__Dataset records__:
━━━━━━━━━━━━━━━━━━━━

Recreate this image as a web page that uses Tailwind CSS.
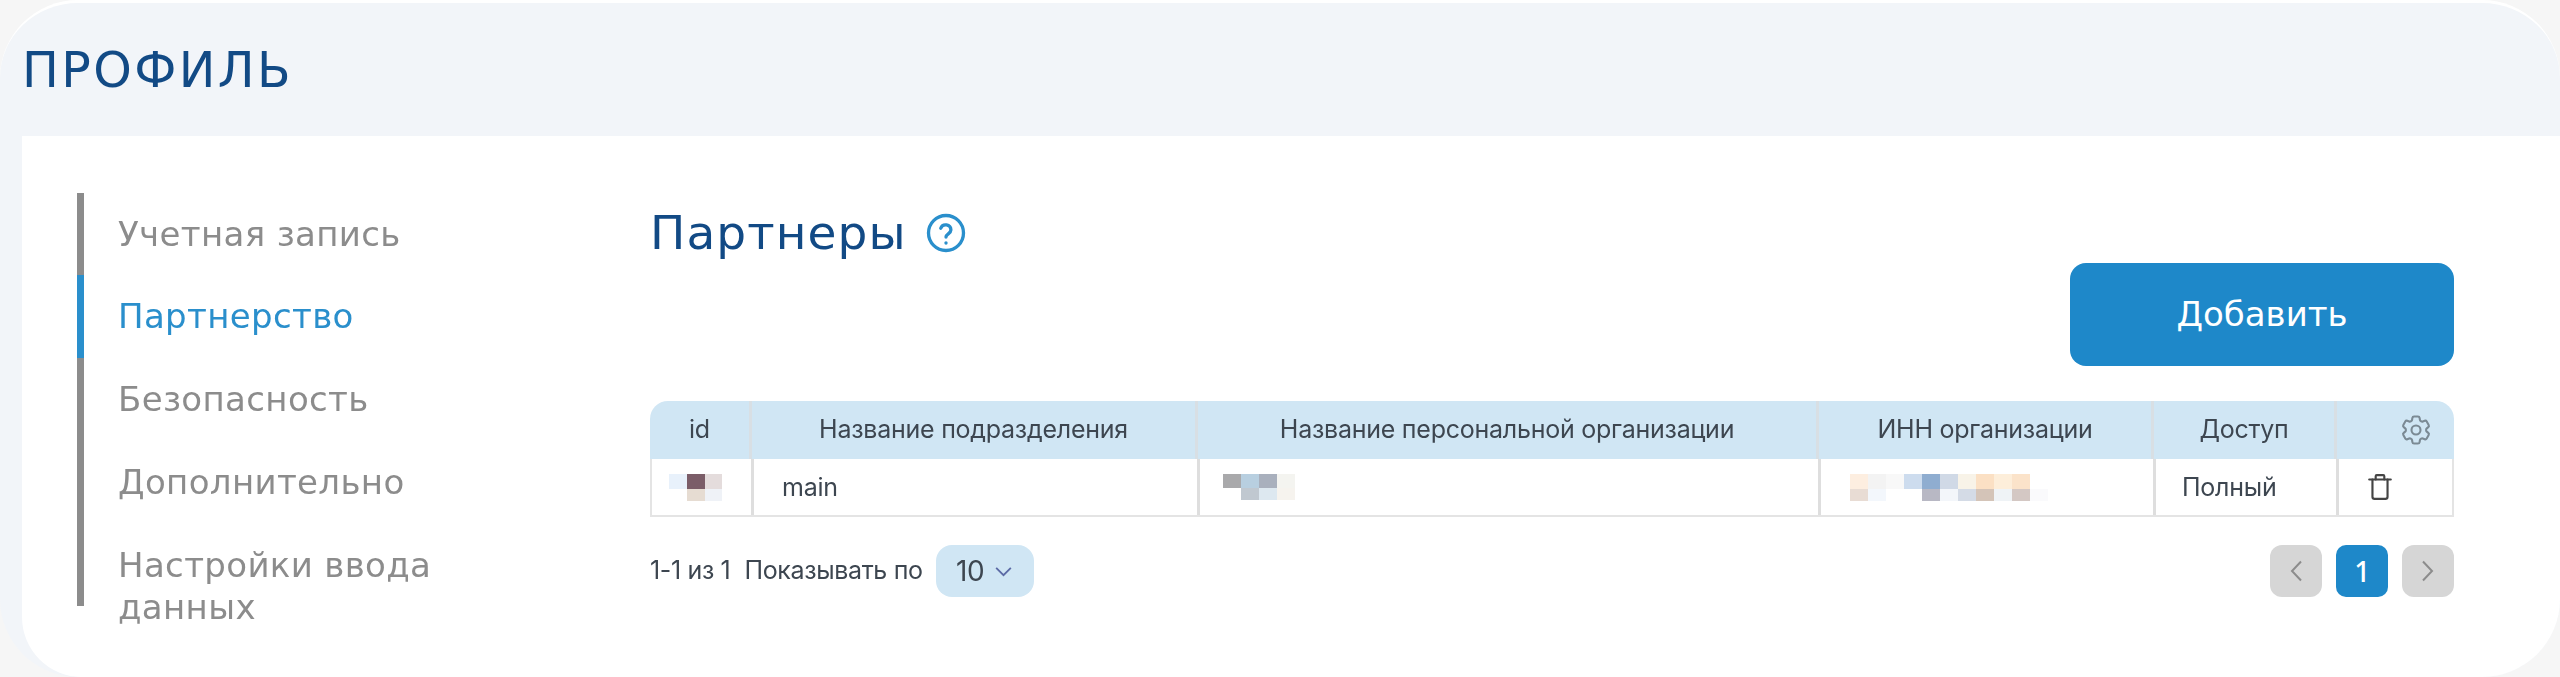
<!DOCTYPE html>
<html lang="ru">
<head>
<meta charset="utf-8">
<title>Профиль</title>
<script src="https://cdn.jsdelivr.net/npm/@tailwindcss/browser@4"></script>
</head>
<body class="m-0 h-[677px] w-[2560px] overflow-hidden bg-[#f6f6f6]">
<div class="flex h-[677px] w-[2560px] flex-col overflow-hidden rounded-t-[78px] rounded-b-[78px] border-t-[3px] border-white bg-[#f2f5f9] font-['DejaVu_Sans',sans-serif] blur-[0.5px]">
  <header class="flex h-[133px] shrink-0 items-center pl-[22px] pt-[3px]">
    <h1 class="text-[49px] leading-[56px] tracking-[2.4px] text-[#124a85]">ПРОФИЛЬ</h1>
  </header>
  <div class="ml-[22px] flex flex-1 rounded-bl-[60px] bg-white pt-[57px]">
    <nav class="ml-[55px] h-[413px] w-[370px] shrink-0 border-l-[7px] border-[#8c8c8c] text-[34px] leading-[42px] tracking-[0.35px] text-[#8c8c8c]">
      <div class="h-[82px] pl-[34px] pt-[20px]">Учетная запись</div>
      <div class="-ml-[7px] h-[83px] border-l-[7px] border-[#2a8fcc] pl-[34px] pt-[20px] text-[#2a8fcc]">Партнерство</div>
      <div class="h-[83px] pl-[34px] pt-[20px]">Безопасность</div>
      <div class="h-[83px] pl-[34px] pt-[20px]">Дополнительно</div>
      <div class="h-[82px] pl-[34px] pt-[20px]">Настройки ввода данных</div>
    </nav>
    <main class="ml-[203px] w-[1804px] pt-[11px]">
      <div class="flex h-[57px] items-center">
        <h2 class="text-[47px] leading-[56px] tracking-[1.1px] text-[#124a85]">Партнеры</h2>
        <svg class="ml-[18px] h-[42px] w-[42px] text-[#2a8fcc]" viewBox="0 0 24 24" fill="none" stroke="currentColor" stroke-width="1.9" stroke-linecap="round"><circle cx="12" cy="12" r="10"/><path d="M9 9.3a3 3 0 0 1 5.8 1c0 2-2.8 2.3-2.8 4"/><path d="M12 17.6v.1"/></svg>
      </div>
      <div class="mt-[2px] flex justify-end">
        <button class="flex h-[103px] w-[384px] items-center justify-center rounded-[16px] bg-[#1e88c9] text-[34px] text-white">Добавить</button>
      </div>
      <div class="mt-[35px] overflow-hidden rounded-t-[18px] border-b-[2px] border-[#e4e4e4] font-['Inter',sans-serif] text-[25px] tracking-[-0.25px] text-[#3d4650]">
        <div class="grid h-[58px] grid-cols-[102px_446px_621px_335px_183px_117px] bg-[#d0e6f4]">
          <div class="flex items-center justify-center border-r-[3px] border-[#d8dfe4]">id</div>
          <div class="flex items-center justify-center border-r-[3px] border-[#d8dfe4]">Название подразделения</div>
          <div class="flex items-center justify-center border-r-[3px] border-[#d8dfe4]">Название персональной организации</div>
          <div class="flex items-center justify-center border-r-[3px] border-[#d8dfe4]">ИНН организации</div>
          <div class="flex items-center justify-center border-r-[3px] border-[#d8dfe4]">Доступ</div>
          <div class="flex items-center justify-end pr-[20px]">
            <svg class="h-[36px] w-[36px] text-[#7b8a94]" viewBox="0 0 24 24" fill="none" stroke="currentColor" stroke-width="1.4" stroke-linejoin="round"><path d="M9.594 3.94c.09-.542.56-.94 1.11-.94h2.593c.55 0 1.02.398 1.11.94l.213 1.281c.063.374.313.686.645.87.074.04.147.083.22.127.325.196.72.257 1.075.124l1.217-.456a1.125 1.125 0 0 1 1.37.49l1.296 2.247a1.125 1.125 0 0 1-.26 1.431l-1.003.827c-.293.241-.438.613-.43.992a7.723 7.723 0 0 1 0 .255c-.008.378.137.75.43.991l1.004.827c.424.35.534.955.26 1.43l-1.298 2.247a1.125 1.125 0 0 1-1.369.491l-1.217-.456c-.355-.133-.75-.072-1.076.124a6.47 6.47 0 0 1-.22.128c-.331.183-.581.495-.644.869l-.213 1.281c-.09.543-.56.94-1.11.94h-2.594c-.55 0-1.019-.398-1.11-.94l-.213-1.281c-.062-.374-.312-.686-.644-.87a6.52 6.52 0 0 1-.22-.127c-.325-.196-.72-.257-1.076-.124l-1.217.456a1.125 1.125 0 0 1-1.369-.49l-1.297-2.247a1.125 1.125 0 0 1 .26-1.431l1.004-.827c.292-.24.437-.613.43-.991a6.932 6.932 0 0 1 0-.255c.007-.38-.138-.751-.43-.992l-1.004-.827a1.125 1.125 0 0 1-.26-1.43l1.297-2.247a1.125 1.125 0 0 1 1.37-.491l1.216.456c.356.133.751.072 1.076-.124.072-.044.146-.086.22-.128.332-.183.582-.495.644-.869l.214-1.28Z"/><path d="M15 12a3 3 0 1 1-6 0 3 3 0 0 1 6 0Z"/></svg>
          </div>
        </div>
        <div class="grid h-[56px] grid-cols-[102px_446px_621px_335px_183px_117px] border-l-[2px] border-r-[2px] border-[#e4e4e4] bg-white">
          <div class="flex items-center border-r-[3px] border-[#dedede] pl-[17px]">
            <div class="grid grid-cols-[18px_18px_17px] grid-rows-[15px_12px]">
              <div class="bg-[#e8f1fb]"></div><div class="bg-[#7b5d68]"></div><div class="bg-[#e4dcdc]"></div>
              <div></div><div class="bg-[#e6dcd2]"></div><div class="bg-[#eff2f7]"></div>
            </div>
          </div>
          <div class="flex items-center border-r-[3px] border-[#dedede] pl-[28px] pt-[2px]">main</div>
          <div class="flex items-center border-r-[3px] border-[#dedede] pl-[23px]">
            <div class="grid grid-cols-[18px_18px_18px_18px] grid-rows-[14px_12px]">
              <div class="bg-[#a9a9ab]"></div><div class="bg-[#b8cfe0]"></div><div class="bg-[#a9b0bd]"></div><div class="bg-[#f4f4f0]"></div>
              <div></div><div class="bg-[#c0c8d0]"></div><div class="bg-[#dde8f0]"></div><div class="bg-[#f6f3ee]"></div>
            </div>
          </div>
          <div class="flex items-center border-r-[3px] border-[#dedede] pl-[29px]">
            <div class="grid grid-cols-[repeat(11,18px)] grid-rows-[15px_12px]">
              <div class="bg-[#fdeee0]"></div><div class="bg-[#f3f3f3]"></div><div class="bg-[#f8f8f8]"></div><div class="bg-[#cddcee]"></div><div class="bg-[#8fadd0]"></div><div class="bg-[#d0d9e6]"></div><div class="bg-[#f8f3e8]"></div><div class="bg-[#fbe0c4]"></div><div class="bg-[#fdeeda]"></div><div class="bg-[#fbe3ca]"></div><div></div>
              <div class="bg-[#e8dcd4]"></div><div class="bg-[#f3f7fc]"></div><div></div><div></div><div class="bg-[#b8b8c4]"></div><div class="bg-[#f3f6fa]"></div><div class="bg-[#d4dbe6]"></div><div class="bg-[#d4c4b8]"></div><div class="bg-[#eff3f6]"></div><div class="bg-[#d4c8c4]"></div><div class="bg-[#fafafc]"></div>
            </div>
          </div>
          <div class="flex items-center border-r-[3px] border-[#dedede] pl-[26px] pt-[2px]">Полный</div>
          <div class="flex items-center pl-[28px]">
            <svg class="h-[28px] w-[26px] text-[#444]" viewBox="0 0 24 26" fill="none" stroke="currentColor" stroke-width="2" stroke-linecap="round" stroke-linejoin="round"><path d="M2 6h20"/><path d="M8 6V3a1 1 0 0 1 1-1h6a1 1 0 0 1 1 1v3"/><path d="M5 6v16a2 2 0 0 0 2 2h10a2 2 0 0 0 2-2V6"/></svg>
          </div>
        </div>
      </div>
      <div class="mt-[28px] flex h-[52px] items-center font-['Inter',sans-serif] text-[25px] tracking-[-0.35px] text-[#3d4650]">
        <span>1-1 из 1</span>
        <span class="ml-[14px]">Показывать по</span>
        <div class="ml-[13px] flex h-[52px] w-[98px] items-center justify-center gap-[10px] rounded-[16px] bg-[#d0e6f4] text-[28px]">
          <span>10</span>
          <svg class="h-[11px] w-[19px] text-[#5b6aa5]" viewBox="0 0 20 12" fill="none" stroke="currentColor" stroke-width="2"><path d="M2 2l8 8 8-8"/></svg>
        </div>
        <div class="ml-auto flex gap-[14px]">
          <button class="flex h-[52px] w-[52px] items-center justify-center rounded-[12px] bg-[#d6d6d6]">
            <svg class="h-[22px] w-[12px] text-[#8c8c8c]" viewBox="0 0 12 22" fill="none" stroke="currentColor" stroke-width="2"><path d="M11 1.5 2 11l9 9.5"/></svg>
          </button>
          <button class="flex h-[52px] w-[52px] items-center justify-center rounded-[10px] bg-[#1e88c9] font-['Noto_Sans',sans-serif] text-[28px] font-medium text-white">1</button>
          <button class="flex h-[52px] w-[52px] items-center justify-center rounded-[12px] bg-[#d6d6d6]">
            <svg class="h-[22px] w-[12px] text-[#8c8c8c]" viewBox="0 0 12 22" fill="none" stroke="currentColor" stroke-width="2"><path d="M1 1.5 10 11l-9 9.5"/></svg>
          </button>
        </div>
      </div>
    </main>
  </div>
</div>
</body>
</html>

━━━━━━━━━━━━━━━━━━━━

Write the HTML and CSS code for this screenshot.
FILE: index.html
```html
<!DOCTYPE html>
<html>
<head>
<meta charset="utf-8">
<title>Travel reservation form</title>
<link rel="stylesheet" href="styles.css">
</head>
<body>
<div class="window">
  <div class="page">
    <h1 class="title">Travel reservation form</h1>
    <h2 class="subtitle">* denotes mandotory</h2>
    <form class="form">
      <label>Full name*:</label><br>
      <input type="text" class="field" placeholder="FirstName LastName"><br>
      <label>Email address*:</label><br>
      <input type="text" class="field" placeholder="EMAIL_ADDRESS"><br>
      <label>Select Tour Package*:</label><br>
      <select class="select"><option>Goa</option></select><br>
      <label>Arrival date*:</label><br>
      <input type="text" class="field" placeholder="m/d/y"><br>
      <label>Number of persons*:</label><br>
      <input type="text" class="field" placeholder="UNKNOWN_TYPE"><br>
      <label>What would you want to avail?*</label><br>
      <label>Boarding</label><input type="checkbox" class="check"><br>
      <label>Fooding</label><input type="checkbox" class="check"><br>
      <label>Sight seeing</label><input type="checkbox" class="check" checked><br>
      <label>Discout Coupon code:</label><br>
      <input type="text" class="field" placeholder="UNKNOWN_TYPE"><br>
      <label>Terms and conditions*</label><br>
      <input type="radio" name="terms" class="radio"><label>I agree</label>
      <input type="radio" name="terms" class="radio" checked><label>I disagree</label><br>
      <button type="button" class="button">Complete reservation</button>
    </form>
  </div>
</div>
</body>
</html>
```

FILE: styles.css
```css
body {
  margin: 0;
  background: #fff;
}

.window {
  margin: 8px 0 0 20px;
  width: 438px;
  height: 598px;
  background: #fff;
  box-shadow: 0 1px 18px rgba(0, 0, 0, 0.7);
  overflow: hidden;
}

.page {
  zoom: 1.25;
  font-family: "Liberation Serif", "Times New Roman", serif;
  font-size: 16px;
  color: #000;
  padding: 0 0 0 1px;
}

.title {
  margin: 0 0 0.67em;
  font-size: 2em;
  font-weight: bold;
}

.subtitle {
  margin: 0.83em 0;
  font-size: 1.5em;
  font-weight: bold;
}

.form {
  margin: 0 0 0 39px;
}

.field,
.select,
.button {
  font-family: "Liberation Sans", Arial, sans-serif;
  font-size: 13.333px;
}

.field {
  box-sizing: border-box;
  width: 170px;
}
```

━━━━━━━━━━━━━━━━━━━━

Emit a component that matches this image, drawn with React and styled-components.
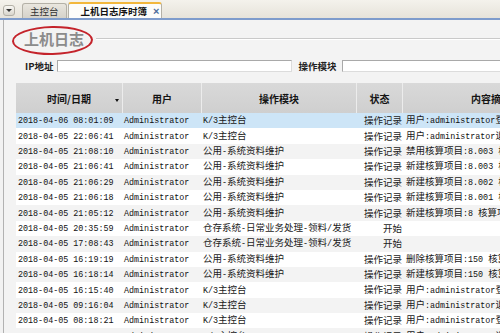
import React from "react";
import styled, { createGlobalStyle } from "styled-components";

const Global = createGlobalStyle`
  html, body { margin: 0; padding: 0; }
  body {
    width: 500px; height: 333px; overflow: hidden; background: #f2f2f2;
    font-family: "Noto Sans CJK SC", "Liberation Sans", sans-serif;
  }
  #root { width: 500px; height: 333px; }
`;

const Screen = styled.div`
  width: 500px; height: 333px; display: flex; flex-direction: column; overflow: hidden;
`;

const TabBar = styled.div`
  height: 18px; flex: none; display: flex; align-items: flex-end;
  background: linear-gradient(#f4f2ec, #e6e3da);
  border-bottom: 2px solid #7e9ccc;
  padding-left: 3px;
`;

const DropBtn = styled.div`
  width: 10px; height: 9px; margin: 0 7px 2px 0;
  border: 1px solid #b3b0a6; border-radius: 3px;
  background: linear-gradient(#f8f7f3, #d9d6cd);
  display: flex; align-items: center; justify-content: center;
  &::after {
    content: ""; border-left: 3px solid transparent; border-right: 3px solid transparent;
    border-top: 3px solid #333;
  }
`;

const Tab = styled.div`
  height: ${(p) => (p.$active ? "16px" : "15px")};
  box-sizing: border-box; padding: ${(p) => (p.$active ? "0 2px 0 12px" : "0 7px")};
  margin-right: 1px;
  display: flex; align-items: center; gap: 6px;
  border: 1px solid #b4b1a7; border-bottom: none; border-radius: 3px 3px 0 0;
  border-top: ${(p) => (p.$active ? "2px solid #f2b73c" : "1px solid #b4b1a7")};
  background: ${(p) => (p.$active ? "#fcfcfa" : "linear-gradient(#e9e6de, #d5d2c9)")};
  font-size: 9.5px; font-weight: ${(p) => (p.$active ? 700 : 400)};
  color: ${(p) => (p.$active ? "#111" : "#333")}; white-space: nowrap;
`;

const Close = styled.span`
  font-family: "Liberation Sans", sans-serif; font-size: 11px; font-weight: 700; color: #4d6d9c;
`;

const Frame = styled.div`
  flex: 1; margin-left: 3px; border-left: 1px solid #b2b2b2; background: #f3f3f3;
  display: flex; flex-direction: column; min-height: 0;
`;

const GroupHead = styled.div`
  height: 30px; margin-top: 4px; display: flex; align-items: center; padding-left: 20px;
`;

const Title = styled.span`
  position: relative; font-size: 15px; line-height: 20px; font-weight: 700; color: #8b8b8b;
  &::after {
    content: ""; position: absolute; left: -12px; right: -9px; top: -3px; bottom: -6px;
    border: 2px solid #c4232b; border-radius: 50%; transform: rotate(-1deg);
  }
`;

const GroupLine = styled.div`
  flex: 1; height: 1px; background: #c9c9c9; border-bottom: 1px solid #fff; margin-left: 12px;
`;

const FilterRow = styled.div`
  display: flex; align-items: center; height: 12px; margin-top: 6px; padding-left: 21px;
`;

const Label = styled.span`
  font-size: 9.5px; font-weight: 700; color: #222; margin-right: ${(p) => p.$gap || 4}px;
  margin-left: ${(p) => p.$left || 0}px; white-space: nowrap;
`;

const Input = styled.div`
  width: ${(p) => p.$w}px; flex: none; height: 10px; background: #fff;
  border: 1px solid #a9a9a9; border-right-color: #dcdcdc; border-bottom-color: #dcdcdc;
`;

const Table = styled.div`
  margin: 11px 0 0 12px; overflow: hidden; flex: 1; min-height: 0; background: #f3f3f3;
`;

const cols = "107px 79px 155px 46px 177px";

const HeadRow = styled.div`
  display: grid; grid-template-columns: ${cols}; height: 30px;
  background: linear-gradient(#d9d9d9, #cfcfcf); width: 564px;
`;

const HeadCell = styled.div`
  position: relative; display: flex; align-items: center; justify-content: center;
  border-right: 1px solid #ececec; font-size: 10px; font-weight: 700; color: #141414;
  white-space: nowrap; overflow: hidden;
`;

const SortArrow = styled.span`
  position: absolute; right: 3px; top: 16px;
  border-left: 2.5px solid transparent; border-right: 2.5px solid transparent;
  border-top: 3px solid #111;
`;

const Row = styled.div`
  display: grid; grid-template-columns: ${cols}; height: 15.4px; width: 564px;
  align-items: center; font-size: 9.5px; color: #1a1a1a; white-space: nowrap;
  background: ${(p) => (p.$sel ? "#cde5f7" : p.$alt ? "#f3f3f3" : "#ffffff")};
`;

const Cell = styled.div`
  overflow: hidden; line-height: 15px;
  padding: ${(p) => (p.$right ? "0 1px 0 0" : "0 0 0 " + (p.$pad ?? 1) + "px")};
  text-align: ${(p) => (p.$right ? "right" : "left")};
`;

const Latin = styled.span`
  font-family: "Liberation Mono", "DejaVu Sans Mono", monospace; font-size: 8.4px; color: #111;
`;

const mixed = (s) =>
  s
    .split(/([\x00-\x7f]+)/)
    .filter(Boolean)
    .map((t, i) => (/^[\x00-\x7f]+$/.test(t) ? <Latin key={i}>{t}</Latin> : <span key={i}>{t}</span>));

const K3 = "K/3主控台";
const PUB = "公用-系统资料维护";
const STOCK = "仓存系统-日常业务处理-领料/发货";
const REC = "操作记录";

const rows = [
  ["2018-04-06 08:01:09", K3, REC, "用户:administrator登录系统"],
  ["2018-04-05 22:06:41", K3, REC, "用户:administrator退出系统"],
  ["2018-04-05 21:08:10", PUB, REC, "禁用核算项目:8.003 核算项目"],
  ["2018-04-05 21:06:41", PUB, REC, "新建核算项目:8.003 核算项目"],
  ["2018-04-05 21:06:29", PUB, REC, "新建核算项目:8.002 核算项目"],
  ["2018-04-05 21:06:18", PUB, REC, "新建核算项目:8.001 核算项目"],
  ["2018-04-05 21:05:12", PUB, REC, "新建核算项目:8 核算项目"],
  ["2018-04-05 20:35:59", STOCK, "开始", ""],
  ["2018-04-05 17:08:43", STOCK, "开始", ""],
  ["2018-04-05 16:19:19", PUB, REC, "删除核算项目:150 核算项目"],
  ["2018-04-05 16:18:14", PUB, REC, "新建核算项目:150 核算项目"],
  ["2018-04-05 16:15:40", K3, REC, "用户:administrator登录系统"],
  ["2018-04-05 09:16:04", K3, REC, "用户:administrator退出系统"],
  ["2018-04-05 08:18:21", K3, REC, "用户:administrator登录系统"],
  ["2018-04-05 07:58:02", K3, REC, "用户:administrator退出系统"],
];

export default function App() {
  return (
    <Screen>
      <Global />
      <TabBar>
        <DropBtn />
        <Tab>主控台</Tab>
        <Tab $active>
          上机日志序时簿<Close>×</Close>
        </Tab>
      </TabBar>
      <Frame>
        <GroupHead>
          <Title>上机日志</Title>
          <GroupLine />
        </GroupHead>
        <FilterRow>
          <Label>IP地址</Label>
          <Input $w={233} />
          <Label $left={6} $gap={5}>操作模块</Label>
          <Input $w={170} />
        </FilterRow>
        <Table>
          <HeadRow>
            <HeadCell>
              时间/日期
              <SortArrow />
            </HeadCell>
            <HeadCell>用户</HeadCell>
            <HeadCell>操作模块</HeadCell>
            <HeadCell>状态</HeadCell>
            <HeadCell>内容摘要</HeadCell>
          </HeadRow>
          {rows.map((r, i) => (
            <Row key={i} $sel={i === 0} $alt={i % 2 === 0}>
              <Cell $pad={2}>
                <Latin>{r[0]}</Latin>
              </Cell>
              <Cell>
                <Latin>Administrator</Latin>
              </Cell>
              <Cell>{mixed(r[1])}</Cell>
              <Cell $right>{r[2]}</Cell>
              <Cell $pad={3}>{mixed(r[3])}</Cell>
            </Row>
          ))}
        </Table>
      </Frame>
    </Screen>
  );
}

━━━━━━━━━━━━━━━━━━━━

__Requirements__: Gather, from the listing above, every line carrying the word "this".

__Full solution__:
Recreate this image as a web page that uses Tailwind CSS.
Write the HTML and CSS code for this screenshot.
Emit a component that matches this image, drawn with React and styled-components.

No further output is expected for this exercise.